SET EXERCISE
Copy all lines below containing "screenshot".

# Start of DATA EXTRACT

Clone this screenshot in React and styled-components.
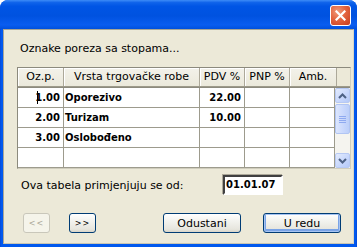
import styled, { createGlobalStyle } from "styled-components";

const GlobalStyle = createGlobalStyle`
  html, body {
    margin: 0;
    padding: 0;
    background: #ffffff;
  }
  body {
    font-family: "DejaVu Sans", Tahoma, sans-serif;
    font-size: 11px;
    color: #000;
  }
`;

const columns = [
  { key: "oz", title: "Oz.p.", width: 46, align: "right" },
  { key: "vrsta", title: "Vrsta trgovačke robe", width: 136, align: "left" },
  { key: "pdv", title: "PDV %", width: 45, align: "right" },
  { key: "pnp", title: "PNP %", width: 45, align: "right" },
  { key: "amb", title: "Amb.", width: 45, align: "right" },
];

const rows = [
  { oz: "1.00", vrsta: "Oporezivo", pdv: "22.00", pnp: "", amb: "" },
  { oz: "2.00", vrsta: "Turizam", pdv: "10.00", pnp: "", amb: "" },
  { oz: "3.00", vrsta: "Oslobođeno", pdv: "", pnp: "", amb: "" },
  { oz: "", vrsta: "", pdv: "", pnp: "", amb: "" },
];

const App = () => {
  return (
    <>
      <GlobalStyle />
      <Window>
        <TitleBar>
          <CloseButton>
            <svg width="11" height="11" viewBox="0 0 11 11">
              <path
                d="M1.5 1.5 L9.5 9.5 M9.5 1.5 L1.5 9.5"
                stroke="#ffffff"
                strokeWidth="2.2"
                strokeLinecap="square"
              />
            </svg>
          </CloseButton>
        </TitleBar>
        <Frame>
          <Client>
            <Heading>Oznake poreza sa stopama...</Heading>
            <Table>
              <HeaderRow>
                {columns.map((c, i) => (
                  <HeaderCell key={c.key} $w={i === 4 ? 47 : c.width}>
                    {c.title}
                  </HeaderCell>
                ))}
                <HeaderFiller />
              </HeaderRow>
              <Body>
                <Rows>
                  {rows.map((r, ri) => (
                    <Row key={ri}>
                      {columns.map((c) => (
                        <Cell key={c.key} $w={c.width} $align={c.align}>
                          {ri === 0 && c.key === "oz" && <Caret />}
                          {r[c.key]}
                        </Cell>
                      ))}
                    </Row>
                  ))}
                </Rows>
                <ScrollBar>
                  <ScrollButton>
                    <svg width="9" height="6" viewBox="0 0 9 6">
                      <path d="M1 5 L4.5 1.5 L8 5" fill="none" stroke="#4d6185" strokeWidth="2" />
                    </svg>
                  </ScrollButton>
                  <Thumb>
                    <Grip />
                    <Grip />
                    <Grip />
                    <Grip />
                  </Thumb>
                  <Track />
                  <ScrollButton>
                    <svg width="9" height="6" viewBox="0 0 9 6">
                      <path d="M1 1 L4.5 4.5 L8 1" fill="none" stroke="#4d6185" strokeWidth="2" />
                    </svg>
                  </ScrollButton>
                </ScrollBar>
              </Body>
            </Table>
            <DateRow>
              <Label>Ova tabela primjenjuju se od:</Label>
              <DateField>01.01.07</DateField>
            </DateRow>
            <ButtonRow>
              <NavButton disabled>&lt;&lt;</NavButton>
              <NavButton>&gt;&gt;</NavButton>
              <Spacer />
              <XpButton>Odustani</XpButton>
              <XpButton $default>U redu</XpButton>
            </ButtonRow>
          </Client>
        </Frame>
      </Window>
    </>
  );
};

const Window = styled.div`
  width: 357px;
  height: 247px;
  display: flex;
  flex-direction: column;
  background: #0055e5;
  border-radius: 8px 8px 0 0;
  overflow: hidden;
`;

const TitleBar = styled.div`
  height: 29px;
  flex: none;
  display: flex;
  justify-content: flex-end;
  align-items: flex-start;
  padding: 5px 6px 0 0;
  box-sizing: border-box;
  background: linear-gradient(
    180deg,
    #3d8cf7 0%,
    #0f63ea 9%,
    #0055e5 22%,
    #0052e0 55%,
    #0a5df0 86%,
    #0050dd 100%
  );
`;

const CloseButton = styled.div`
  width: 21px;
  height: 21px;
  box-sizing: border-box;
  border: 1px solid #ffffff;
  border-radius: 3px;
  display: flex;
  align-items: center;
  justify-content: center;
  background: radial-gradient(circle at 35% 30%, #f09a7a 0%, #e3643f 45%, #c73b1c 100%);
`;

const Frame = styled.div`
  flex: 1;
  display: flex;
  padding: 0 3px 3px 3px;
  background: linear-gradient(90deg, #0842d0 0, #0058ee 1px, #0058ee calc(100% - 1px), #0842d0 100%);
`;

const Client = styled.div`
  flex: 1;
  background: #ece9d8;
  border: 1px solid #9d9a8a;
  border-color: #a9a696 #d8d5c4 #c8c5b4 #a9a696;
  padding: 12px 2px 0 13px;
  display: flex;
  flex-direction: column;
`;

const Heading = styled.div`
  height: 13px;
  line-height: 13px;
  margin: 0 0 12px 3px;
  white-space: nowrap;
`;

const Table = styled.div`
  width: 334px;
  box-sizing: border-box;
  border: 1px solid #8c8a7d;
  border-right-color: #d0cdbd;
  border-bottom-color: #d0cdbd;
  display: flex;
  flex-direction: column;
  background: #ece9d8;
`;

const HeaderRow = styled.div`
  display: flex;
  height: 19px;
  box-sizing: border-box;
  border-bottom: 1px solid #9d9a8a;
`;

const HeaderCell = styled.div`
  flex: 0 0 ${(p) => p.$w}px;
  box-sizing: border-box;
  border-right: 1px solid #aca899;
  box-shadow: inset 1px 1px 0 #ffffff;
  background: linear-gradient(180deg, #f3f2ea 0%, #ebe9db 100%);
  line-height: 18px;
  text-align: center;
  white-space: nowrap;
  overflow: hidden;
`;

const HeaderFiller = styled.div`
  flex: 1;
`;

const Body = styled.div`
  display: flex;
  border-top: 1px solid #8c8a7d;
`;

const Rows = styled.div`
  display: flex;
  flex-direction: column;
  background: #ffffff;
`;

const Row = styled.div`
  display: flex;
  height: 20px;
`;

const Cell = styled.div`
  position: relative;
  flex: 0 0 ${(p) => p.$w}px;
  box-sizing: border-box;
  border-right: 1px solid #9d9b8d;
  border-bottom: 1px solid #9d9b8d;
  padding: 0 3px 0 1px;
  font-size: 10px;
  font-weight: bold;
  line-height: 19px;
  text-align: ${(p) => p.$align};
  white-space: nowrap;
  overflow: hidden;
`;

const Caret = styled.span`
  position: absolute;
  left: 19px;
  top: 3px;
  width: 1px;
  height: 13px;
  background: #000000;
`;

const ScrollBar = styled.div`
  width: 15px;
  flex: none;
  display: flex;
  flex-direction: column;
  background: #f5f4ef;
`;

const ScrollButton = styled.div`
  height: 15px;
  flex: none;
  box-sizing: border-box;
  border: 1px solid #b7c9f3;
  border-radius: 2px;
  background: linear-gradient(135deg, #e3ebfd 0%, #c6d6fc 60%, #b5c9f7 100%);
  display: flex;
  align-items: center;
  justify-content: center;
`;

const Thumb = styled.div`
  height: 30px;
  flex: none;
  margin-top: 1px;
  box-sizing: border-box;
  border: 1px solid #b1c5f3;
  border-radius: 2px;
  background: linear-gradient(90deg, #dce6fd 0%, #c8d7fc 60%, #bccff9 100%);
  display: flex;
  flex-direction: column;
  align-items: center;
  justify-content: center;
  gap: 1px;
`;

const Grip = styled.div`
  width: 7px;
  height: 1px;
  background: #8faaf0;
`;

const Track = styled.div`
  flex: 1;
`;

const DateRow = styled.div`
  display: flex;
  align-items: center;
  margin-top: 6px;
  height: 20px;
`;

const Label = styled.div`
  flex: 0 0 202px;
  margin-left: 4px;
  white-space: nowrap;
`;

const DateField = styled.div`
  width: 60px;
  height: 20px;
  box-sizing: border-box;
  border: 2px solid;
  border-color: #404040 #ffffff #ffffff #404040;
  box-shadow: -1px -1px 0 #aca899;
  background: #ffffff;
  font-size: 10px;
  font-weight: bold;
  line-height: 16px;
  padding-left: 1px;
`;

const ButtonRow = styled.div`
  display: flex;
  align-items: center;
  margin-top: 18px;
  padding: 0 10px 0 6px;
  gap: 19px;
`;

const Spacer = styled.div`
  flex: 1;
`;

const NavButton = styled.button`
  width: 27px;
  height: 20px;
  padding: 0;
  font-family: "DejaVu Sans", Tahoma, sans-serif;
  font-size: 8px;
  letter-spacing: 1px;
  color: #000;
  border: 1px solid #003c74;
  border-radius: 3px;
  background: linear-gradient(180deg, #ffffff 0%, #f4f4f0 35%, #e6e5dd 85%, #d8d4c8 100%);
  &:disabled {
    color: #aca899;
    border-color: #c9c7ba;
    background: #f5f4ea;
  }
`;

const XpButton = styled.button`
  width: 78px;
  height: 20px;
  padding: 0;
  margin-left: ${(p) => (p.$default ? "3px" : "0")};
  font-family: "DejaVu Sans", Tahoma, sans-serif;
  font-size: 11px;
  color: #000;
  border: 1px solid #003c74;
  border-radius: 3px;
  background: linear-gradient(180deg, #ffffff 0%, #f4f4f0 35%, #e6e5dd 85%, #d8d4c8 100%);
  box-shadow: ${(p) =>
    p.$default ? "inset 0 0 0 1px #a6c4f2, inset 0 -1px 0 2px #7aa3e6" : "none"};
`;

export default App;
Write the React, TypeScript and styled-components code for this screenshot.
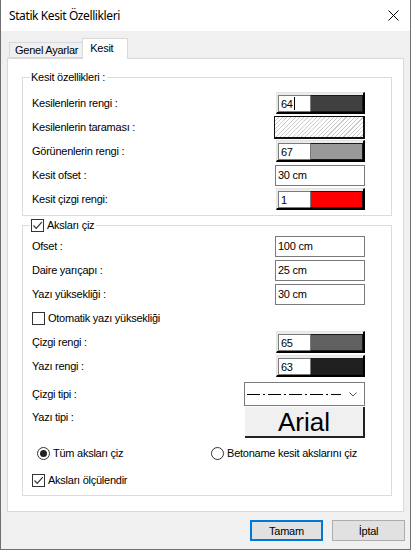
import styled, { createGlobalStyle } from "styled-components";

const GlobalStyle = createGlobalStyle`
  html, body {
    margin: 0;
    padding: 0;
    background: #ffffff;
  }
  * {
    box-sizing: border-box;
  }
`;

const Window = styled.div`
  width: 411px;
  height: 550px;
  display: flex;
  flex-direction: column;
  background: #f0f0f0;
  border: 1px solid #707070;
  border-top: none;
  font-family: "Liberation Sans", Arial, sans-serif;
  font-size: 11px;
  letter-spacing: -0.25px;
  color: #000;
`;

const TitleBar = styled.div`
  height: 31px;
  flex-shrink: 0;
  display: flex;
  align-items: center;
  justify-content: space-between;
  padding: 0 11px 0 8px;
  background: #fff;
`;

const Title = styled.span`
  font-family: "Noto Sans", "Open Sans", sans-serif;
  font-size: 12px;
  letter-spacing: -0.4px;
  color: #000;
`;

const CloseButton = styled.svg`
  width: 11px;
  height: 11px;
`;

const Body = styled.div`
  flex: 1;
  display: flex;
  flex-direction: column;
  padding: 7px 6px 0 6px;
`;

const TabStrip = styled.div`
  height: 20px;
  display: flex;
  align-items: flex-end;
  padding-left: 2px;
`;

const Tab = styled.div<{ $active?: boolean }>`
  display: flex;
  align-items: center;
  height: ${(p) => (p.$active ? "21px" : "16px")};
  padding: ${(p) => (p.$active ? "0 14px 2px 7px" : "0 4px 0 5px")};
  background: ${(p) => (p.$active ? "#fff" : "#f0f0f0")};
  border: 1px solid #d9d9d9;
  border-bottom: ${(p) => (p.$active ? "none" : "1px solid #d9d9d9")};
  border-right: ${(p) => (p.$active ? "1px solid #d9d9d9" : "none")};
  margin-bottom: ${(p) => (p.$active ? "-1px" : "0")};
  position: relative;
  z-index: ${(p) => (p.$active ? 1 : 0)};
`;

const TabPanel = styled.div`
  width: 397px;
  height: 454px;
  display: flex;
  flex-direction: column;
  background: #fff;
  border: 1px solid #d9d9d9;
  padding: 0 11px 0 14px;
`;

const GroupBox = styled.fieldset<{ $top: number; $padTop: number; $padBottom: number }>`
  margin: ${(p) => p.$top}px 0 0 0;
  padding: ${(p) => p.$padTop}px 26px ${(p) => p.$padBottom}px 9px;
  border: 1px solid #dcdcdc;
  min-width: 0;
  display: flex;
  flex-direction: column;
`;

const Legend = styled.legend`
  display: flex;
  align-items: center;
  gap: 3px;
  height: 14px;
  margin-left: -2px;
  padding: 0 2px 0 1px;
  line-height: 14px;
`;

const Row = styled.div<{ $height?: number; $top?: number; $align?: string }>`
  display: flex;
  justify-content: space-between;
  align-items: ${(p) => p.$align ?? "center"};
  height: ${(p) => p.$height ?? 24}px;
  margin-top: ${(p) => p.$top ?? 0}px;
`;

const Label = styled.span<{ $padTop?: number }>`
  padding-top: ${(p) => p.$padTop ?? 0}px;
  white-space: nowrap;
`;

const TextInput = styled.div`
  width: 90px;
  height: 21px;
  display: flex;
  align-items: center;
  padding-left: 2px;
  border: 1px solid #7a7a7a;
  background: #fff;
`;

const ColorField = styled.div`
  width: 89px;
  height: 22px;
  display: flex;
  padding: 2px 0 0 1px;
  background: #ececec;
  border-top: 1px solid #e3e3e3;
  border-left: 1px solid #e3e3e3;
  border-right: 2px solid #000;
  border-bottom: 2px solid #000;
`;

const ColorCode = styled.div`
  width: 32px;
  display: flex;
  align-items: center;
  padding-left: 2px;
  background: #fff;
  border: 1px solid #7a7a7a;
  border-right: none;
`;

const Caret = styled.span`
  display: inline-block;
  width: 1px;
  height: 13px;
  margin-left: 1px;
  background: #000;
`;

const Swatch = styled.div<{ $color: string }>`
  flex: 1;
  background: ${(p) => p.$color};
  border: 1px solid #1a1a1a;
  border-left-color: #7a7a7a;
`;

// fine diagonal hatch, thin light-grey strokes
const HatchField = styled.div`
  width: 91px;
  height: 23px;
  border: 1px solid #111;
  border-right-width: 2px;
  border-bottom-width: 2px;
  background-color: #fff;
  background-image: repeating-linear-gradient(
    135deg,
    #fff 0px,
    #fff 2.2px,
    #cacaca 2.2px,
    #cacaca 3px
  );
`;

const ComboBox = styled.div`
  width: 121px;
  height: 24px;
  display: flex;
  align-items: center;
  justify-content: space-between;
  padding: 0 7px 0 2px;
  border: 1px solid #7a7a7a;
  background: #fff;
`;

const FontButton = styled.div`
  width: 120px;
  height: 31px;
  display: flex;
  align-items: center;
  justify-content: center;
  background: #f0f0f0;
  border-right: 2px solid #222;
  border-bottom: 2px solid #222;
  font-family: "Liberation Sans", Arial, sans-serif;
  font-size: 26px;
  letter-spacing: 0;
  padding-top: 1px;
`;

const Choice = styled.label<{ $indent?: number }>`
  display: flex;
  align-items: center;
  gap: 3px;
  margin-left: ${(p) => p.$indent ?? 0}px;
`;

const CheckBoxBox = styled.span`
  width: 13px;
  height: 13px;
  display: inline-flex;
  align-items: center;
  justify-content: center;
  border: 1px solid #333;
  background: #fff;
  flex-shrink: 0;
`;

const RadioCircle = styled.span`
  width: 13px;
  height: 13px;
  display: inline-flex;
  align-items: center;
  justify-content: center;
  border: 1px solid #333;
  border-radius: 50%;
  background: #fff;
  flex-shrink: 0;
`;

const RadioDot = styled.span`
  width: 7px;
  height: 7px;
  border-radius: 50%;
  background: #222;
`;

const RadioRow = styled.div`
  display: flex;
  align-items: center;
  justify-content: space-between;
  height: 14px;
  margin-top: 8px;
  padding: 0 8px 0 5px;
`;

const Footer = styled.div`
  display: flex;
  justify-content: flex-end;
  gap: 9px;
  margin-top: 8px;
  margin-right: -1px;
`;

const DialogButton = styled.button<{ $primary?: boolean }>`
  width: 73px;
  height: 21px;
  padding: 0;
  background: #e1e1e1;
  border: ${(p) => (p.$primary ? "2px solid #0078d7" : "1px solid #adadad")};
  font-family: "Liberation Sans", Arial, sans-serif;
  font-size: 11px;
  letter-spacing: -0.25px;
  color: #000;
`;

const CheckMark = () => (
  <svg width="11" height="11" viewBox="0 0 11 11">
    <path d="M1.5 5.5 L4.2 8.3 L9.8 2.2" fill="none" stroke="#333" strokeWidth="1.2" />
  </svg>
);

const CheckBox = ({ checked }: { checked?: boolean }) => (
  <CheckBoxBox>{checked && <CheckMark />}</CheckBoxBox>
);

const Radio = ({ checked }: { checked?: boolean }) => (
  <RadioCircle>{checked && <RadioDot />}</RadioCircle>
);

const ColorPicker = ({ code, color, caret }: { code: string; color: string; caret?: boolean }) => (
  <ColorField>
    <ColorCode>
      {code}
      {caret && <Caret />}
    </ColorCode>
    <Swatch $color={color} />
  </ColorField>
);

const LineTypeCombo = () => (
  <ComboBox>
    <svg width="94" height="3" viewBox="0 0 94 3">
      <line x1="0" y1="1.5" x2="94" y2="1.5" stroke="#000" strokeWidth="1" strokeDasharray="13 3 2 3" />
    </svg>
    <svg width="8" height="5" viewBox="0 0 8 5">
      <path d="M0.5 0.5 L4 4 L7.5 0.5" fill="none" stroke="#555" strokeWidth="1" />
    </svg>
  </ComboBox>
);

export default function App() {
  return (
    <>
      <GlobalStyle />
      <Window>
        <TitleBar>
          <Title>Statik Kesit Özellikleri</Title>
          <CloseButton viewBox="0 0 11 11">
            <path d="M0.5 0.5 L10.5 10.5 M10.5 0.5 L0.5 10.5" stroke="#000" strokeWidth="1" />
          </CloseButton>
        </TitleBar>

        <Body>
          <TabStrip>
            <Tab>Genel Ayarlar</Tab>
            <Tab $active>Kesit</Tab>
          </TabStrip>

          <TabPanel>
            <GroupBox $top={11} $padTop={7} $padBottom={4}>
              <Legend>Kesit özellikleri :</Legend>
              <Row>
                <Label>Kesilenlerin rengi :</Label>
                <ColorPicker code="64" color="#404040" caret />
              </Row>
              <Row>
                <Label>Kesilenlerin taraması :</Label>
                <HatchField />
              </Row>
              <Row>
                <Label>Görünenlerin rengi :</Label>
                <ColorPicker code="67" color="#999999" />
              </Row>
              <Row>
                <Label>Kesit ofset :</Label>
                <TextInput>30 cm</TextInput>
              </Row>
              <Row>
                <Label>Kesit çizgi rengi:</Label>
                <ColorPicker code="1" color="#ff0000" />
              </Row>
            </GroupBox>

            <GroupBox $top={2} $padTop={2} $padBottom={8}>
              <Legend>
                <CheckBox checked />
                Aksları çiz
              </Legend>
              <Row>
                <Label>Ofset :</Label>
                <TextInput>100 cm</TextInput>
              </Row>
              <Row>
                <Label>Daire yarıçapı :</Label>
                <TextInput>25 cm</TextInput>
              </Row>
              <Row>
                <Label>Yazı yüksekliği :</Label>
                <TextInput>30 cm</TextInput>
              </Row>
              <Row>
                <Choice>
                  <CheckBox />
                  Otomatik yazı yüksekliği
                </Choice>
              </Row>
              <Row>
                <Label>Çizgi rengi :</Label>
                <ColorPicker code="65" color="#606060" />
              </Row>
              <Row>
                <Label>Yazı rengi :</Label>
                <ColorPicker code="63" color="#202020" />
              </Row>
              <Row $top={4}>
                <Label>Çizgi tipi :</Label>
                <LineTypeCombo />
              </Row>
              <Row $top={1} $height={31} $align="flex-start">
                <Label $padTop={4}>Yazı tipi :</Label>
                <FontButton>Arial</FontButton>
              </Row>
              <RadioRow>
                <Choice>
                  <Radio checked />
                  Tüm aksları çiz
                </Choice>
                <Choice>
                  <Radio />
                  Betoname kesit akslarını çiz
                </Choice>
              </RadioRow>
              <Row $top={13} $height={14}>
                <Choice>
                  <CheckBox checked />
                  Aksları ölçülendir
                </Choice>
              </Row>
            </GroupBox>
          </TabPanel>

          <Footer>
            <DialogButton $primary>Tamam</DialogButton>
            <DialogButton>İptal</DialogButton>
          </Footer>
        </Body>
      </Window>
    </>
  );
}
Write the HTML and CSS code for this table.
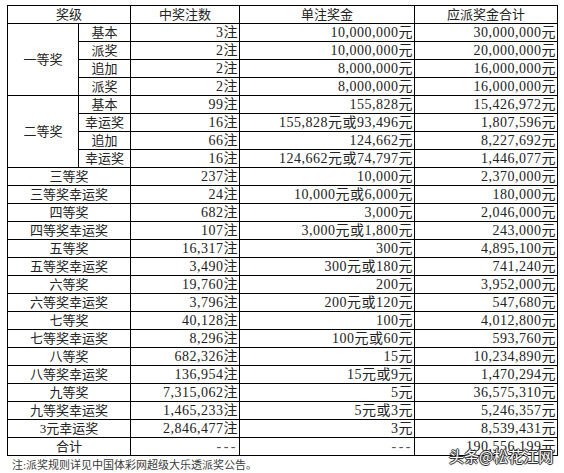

# End of DATA EXTRACT

RESULT BELOW
Clone this screenshot in React and styled-components.
Write the React, TypeScript and styled-components code for this screenshot.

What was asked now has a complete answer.